== DATASET EXTRACT

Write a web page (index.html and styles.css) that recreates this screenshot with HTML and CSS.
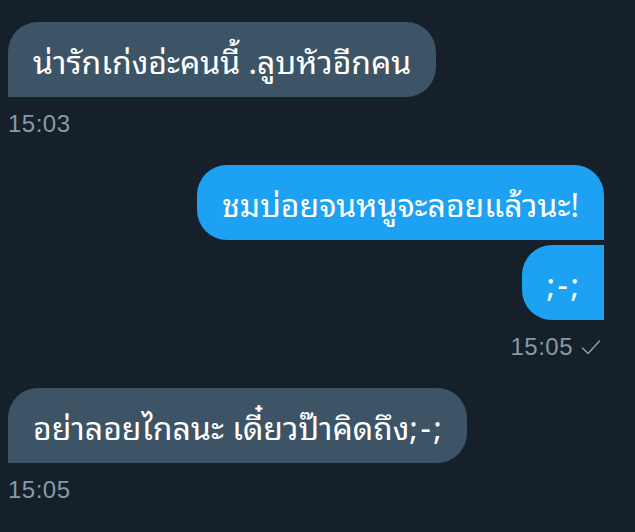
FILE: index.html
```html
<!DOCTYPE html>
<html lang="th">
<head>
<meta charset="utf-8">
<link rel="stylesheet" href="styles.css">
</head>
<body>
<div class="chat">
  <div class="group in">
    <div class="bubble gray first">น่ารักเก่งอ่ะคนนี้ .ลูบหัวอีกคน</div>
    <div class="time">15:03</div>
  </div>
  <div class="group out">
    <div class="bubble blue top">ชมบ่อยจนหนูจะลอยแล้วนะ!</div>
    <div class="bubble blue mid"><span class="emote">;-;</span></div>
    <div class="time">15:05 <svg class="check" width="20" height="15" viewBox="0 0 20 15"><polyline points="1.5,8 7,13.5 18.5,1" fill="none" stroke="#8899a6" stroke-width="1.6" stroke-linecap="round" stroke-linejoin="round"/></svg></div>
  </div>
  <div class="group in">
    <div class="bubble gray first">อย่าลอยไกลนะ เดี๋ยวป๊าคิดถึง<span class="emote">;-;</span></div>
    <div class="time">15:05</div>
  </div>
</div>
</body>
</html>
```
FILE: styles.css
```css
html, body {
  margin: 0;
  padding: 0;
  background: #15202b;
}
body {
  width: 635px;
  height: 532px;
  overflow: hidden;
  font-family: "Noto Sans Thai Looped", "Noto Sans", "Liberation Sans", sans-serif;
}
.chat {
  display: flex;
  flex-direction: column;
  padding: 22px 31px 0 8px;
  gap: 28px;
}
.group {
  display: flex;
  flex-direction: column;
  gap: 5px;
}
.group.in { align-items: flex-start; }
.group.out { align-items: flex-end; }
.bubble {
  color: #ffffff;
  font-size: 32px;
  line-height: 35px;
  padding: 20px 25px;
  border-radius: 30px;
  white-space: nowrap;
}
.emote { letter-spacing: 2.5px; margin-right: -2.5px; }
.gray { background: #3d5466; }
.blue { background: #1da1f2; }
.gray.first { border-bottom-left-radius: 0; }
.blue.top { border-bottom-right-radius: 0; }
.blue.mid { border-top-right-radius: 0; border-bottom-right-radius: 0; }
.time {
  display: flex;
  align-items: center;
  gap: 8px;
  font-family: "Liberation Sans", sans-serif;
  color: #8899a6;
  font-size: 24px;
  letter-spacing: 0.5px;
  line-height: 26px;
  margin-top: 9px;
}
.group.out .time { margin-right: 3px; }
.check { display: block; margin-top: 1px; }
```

====

> [THE PROBLEM]: Transcribe all the lines above exactly, apart from the pictures.

> [EXERCISE OUTPUT]:
Write a web page (index.html and styles.css) that recreates this screenshot with HTML and CSS.
FILE: index.html
```html
<!DOCTYPE html>
<html lang="th">
<head>
<meta charset="utf-8">
<link rel="stylesheet" href="styles.css">
</head>
<body>
<div class="chat">
  <div class="group in">
    <div class="bubble gray first">น่ารักเก่งอ่ะคนนี้ .ลูบหัวอีกคน</div>
    <div class="time">15:03</div>
  </div>
  <div class="group out">
    <div class="bubble blue top">ชมบ่อยจนหนูจะลอยแล้วนะ!</div>
    <div class="bubble blue mid"><span class="emote">;-;</span></div>
    <div class="time">15:05 <svg class="check" width="20" height="15" viewBox="0 0 20 15"><polyline points="1.5,8 7,13.5 18.5,1" fill="none" stroke="#8899a6" stroke-width="1.6" stroke-linecap="round" stroke-linejoin="round"/></svg></div>
  </div>
  <div class="group in">
    <div class="bubble gray first">อย่าลอยไกลนะ เดี๋ยวป๊าคิดถึง<span class="emote">;-;</span></div>
    <div class="time">15:05</div>
  </div>
</div>
</body>
</html>
```
FILE: styles.css
```css
html, body {
  margin: 0;
  padding: 0;
  background: #15202b;
}
body {
  width: 635px;
  height: 532px;
  overflow: hidden;
  font-family: "Noto Sans Thai Looped", "Noto Sans", "Liberation Sans", sans-serif;
}
.chat {
  display: flex;
  flex-direction: column;
  padding: 22px 31px 0 8px;
  gap: 28px;
}
.group {
  display: flex;
  flex-direction: column;
  gap: 5px;
}
.group.in { align-items: flex-start; }
.group.out { align-items: flex-end; }
.bubble {
  color: #ffffff;
  font-size: 32px;
  line-height: 35px;
  padding: 20px 25px;
  border-radius: 30px;
  white-space: nowrap;
}
.emote { letter-spacing: 2.5px; margin-right: -2.5px; }
.gray { background: #3d5466; }
.blue { background: #1da1f2; }
.gray.first { border-bottom-left-radius: 0; }
.blue.top { border-bottom-right-radius: 0; }
.blue.mid { border-top-right-radius: 0; border-bottom-right-radius: 0; }
.time {
  display: flex;
  align-items: center;
  gap: 8px;
  font-family: "Liberation Sans", sans-serif;
  color: #8899a6;
  font-size: 24px;
  letter-spacing: 0.5px;
  line-height: 26px;
  margin-top: 9px;
}
.group.out .time { margin-right: 3px; }
.check { display: block; margin-top: 1px; }
```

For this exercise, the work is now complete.